### Exercise instructions:
Omit every picture, and retype the lines that run from the beginning of the data below through the line containing "import React from 'react';", inclusive.

### Supplied data:
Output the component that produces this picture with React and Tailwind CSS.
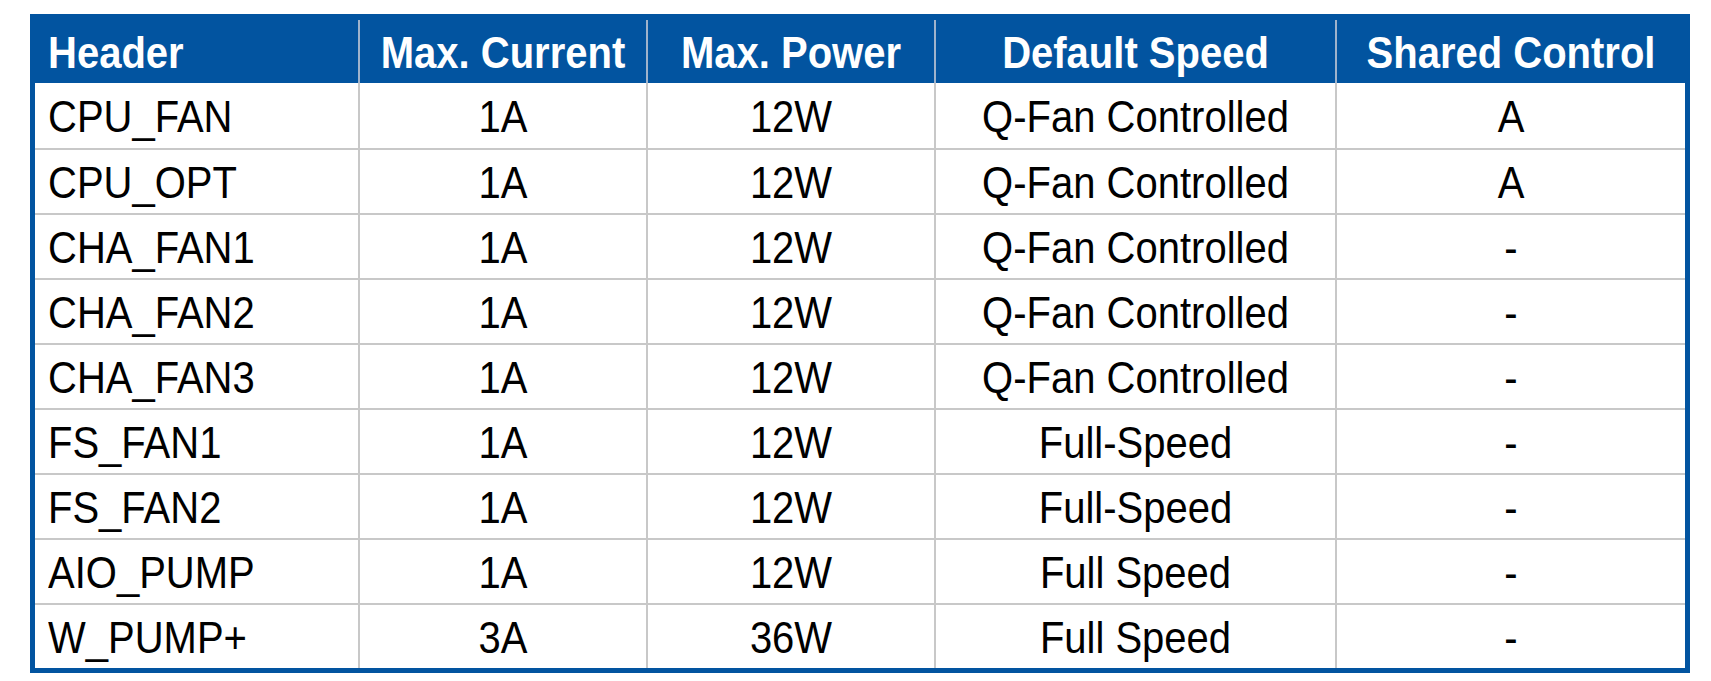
import React from 'react';

const rows = [
  ['CPU_FAN', '1A', '12W', 'Q-Fan Controlled', 'A'],
  ['CPU_OPT', '1A', '12W', 'Q-Fan Controlled', 'A'],
  ['CHA_FAN1', '1A', '12W', 'Q-Fan Controlled', '-'],
  ['CHA_FAN2', '1A', '12W', 'Q-Fan Controlled', '-'],
  ['CHA_FAN3', '1A', '12W', 'Q-Fan Controlled', '-'],
  ['FS_FAN1', '1A', '12W', 'Full-Speed', '-'],
  ['FS_FAN2', '1A', '12W', 'Full-Speed', '-'],
  ['AIO_PUMP', '1A', '12W', 'Full Speed', '-'],
  ['W_PUMP+', '3A', '36W', 'Full Speed', '-'],
];

const heads = ['Header', 'Max. Current', 'Max. Power', 'Default Speed', 'Shared Control'];

const cols = 'grid grid-cols-[323px_288px_288px_401px_350px]';

const Txt = ({ children }) => (
  <span className="inline-block scale-y-[1.12] leading-none">{children}</span>
);

export default function App() {
  return (
    <div className="min-h-screen bg-white pt-[14px] pl-[30px]" style={{ fontFamily: '"Liberation Sans", Arial, sans-serif' }}>
      <div className="w-[1660px] border-x-[5px] border-b-[5px] border-t-[6px] border-[#0254a0]">
        {/* header row */}
        <div className={`${cols} h-[63px] bg-[#0254a0] text-white font-bold text-[40px]`}>
          {heads.map((h, i) => (
            <div
              key={h}
              className={`flex items-center ${i === 0 ? 'pl-[13px]' : 'justify-center border-l-2 border-[#9fb3cc]'}`}
            >
              <Txt>{h}</Txt>
            </div>
          ))}
        </div>

        {/* body rows */}
        {rows.map((r, ri) => (
          <div key={r[0]} className={`${cols} h-[65px] text-black text-[40px] ${ri === 0 ? '' : 'border-t-2 border-[#c8c8c8]'}`}>
            {r.map((c, i) => (
              <div
                key={i}
                className={`flex items-center ${i === 0 ? 'pl-[13px]' : 'justify-center border-l-2 border-[#c8c8c8]'}`}
              >
                <Txt>{c}</Txt>
              </div>
            ))}
          </div>
        ))}
      </div>
    </div>
  );
}
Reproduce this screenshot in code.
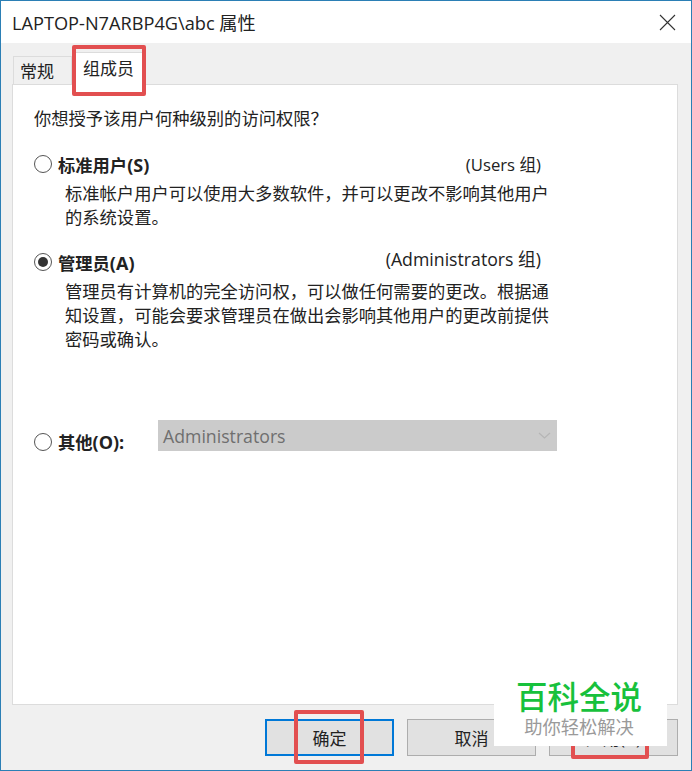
<div class="win">
  <header class="title">
    <span>LAPTOP-N7ARBP4G\abc 属性</span>
    <svg class="close" width="17" height="17" viewBox="0 0 17 17" aria-hidden="true"><path d="M1 1 16 16M16 1 1 16" stroke="#333" stroke-width="1.1" fill="none"/></svg>
  </header>

  <div class="content">
    <div class="tabs">
      <div class="tab">常规</div>
      <div class="tab active">组成员</div>
    </div>
    <div class="pane">
      <p class="q">你想授予该用户何种级别的访问权限&#65311;</p>

      <section class="opt first">
        <div class="row">
          <span class="radio"></span>
          <b>标准用户<span class="l">(S)</span></b>
          <span class="grp">(Users 组)</span>
        </div>
        <p class="desc">标准帐户用户可以使用大多数软件&#65292;并可以更改不影响其他用户<br/>的系统设置。</p>
      </section>

      <section class="opt second">
        <div class="row">
          <span class="radio on"></span>
          <b>管理员<span class="l">(A)</span></b>
          <span class="grp up">(Administrators 组)</span>
        </div>
        <p class="desc">管理员有计算机的完全访问权&#65292;可以做任何需要的更改。根据通<br/>知设置&#65292;可能会要求管理员在做出会影响其他用户的更改前提供<br/>密码或确认。</p>
      </section>

      <div class="other">
        <span class="radio"></span>
        <b>其他<span class="l">(O):</span></b>
        <div class="select">
          <span>Administrators</span>
          <svg width="13" height="7" viewBox="0 0 13 7" aria-hidden="true"><path d="M1 1l5.5 5L12 1" stroke="#b5b5b5" stroke-width="1.2" fill="none"/></svg>
        </div>
      </div>
    </div>

    <footer class="btns">
      <button class="btn primary">确定</button>
      <button class="btn">取消</button>
      <button class="btn">应用(A)</button>
    </footer>
  </div>

  <div class="mark m1"></div>
  <div class="mark m2"></div>
  <div class="mark m3"></div>

  <div class="wm">
    <div class="wm1">百科全说</div>
    <div class="wm2">助你轻松解决</div>
  </div>
</div>

<style>
  :global(body) { margin: 0; background: #fff; }
  .win {
    position: relative;
    box-sizing: border-box;
    width: 692px;
    height: 771px;
    border: 1px solid #2b7fb5;
    background: #f0f0f0;
    font-family: "Open Sans", "Noto Sans CJK SC", sans-serif;
    color: #222;
    overflow: hidden;
  }
  .title {
    height: 42px;
    background: #fff;
    display: flex;
    align-items: center;
    justify-content: space-between;
    padding: 0 15px 0 11px;
    font-size: 18.2px;
    color: #222;
  }
  .close { flex: none; }
  .content { padding: 0 13px 0 11px; }
  .tabs { display: flex; height: 41px; align-items: flex-end; }
  .tab {
    box-sizing: border-box;
    height: 28px;
    width: 59px;
    margin-left: 1px;
    padding-left: 6px;
    border: 1px solid #dcdcdc;
    border-bottom: none;
    background: #f0f0f0;
    font-size: 17px;
    line-height: 29px;
  }
  .tab.active {
    background: #fff;
    height: 33px;
    width: 73px;
    margin: 0 0 -1px;
    padding-left: 11px;
    border-left: none;
    line-height: 31px;
    position: relative;
    z-index: 1;
  }
  .pane {
    box-sizing: border-box;
    height: 621px;
    background: #fff;
    border: 1px solid #dcdcdc;
    padding: 21px 0 0 21px;
    font-size: 17.3px;
  }
  p { margin: 0; }
  .q { line-height: 25px; }
  .row { display: flex; align-items: center; height: 26px; width: 507px; }
  .radio {
    box-sizing: border-box;
    flex: none;
    width: 18px;
    height: 18px;
    border: 1px solid #555;
    border-radius: 50%;
    background: #fff;
    margin-right: 6px;
    position: relative;
  }
  .radio.on::after {
    content: "";
    position: absolute;
    inset: 3px;
    border-radius: 50%;
    background: #333;
  }
  b { font-weight: 700; }
  .l { font-size: 18px; }
  .grp { margin-left: auto; font-size: 16.7px; }
  .grp.up { position: relative; top: -4px; font-size: 17.7px; }
  .opt.first { margin-top: 20px; }
  .opt.second { margin-top: 19px; }
  .desc { margin: 5px 0 0 31px; line-height: 24px; }
  .other { display: flex; align-items: center; margin-top: 77px; }
  .other b { width: 100px; }
  .select {
    box-sizing: border-box;
    width: 399px;
    height: 31px;
    margin-top: -12px;
    background: #cbcbcb;
    color: #6f6f6f;
    display: flex;
    align-items: center;
    justify-content: space-between;
    padding: 0 6px 0 5px;
    font-size: 17.7px;
  }
  .btns { display: flex; gap: 13px; padding: 14px 0 0 253px; }
  .btn {
    box-sizing: border-box;
    width: 130px;
    height: 37px;
    border: 1px solid #adadad;
    background: #e1e1e1;
    font: inherit;
    font-size: 17px;
    color: #222;
    padding: 0;
  }
  .btn.primary { border: 2px solid #0078d7; }
  .mark {
    position: absolute;
    box-sizing: border-box;
    border: 4px solid #e24f50;
    border-radius: 2px;
    z-index: 2;
  }
  .m1 { left: 71px; top: 44px; width: 74px; height: 51px; }
  .m2 { left: 293px; top: 709px; width: 70px; height: 54px; }
  .m3 { left: 570px; top: 700px; width: 78px; height: 58px; }
  .wm {
    position: absolute;
    z-index: 3;
    left: 493px;
    top: 675px;
    box-sizing: border-box;
    width: 173px;
    height: 70px;
    padding-right: 3px;
    background: #fff;
    text-align: center;
  }
  .wm1 { font-size: 31.5px; font-weight: 500; color: #17c13c; line-height: 40px; margin-top: 1px; }
  .wm2 { font-size: 18.3px; color: #9a9a9a; line-height: 24px; margin-top: -2px; }
</style>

### Output below:
Output the component that produces this picture with React and Tailwind CSS.
import React from 'react';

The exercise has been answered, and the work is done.